The crowd’s convincing crescendo of ‘Oh yes it is!’ drowns the subject out and squelches any lingering doubt. The confused subject is left to stare back at the world’s view of himself or herself in the napkin.

Once when I was visiting Bob’s studio, I asked him how he could capture people’s personalities so well. He said, ‘It’s simple. I just look at them.’

‘No,’ I asked, ‘How do you capture their personalities? Don’t you have to do a lot of research about their lifestyle, their history?’

‘No, I told you, Leil, I just look at them.’

‘Huh?’

He went on to explain, ‘Almost every facet of people’s personalities is evident from their appearance, their posture, the way they move. For instance …’ he said, calling me over to a file where he kept his caricatures of political figures.

‘See,’ Bob said, pointing to angles on various presidential body parts, ‘here’s the boyishness of Clinton,’ showing me his half smile; ‘the awkwardness of George Bush,’ pointing to his shoulder angle; ‘the charm of Reagan,’ putting his finger on the ex-president’s smiling eyes; ‘the shiftiness of Nixon,’ pointing to the furtive tilt of his head. Digging a little deeper into his file, he pulled out Franklin Delano Roosevelt and, pointing to the nose high in the air, ‘Here’s the pride of FDR.’ It’s all in the face and the body.

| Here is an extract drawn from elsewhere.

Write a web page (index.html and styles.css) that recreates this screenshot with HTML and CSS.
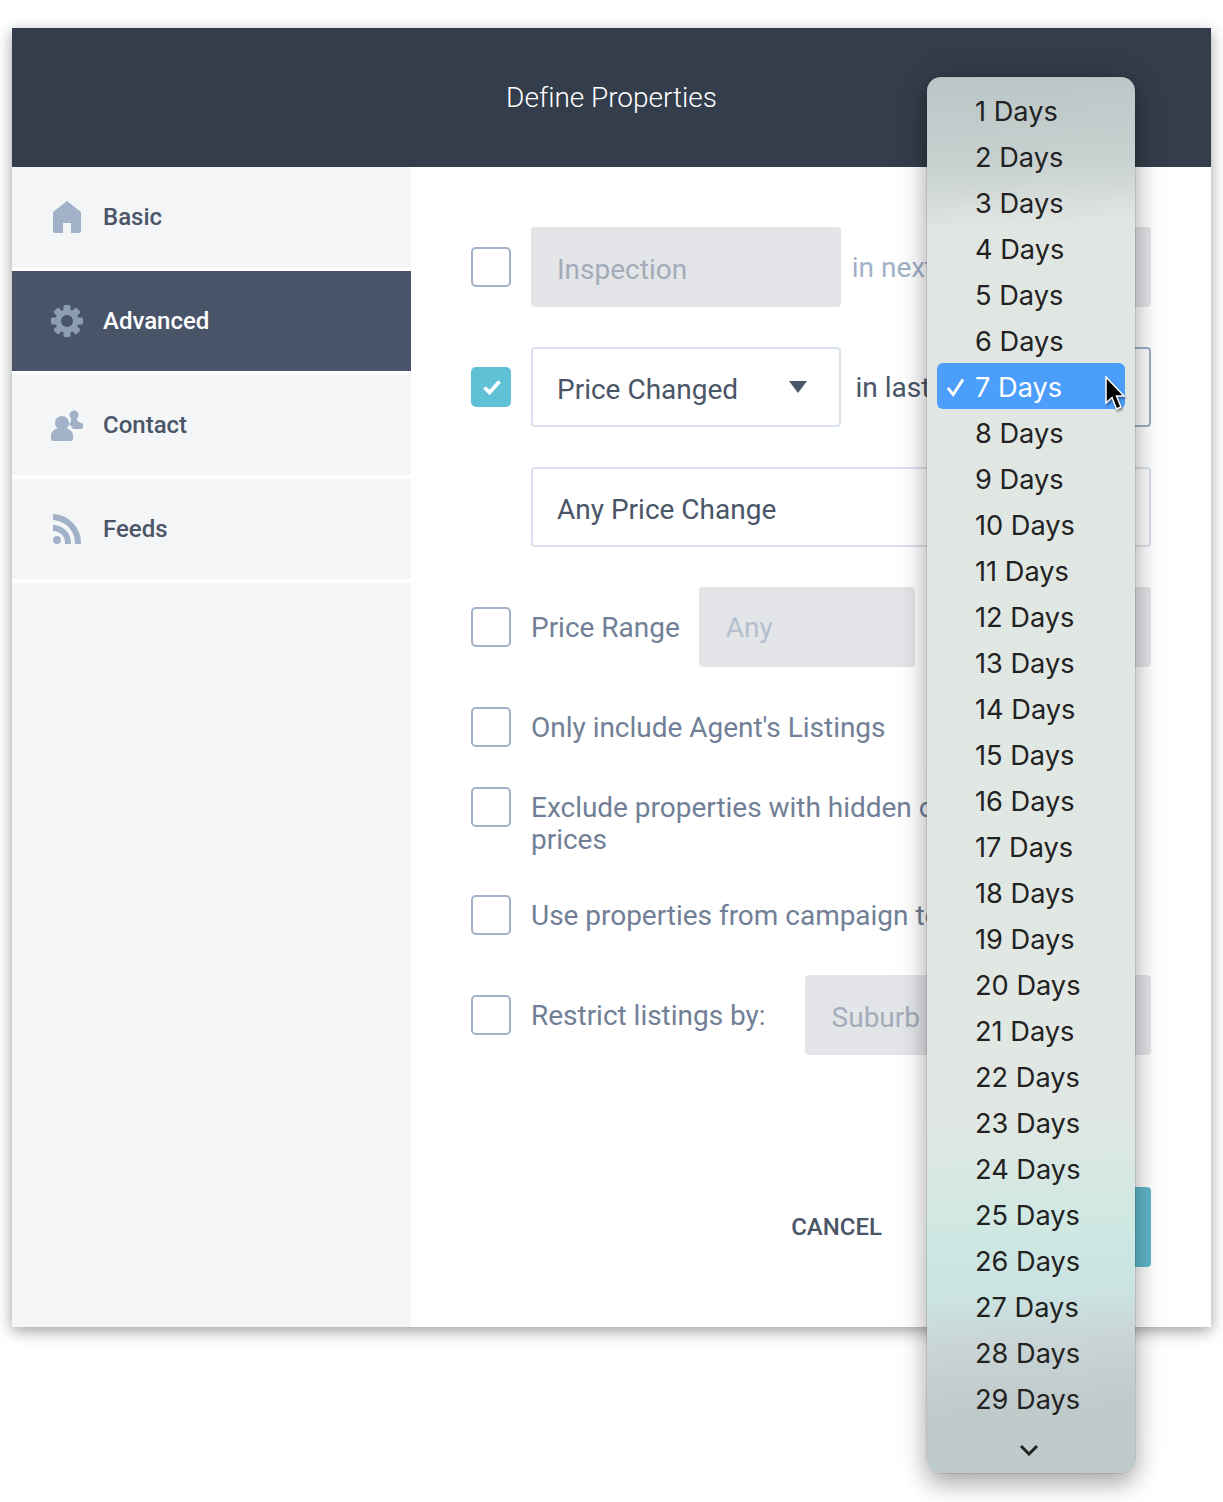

First impressions are indelible. Why? Because in our fast-paced information-overload world of multiple stimuli bombarding us every second, people’s heads are spinning. They must form quick judgments to make sense of the world and get on with what they have to do. So, whenever people meet you, they take an instant mental snapshot. That image of you becomes the data they deal with for a very long time.